A North Macedonia citizen spent 11 months in a Greek jail suspected of drug trafficking after Greek police mistook a bag of baking flour he was carrying for heroin.
The incredible story of the 38-year-old resident of a village just north of the Greek border in North Macedonia was revealed by Greek newspaper Efimerida ton Syntakton on Friday.
According to the report, the man from the village of Stromnitsa, whose name was not made public, was arrested in January of 2018 after he crossed into Greek territory holding a packet of flour.
Although his crossing was illegal, it is common for people of neighboring villages, separated by borders, to cross into each other’s territory.
Despite his protestations, Greek police arrested the man on suspicion of drug trafficking and sent him to jail, pending a trial.
A sample of the “suspicious” substance was sent to a police laboratory in Athens to ascertain whether it was cocaine, heroin or some other drug.

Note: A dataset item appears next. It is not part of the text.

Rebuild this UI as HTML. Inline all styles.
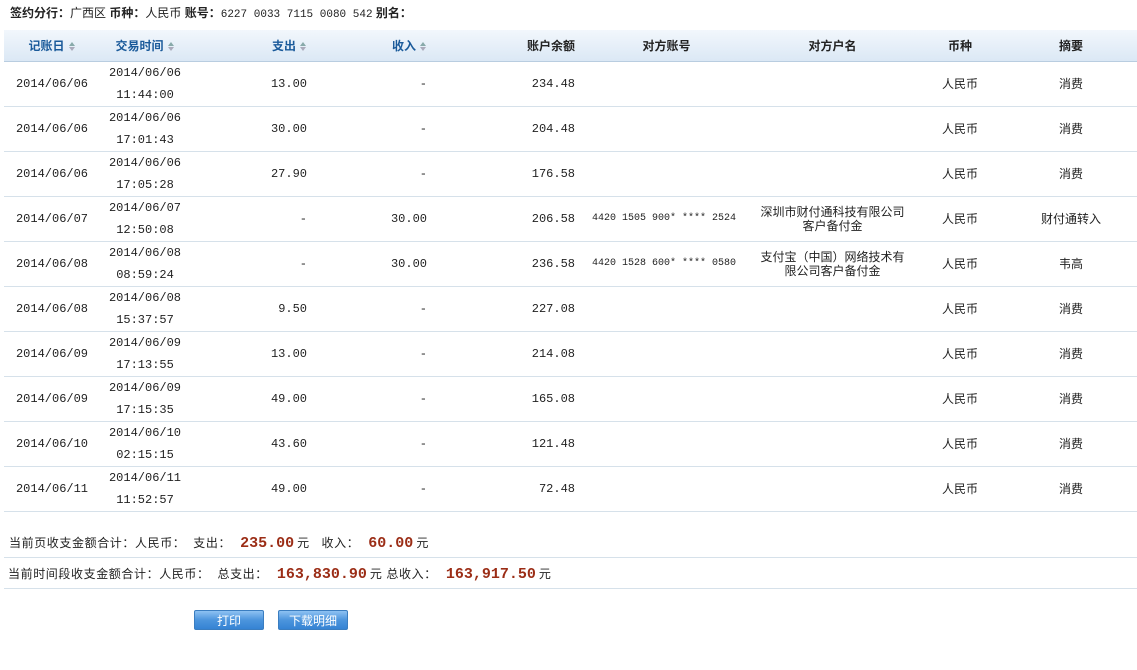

Meanwhile, a Greek prosecutor brought criminal charges against the man, who continued to maintain his innocence. He explained that one of his compatriots in Stromnitsa gave him the packet of flour so that he could deliver it to a friend in the Greek village of Kavalari, just across the border.
Police investigators and the prosecutor were not convinced, and the man was jailed pending trial.
On March 6, 2019, in an official document, the Athens’ police laboratory clarified that the “suspicious” powder had nothing to do with drugs. Tests showed that it was indeed 100% pure baking flour.
The exculpatory document was duly forwarded to the judicial authorities but was somehow lost. Inexplicably, after many months it was finally discovered last week — and an appeals court in Thessaloniki was able to acquit the man of the charges.
“It is a shame that no one has noticed the document,” said Prosecutor Despina Sidiropoulou upon acquitting the unfortunate man.
“From the first moment, the man said that he had nothing to do with drugs and that he was simply transporting a package to do a service to a friend. He remained in prison for 11 months without for no reason,” stated his defense lawyer, Morphis Vassilakeris.
According to the newspaper’s report, the wrongly-incarcerated man is about to appeal to the European Court of Human Rights, seeking damages from the Greek state.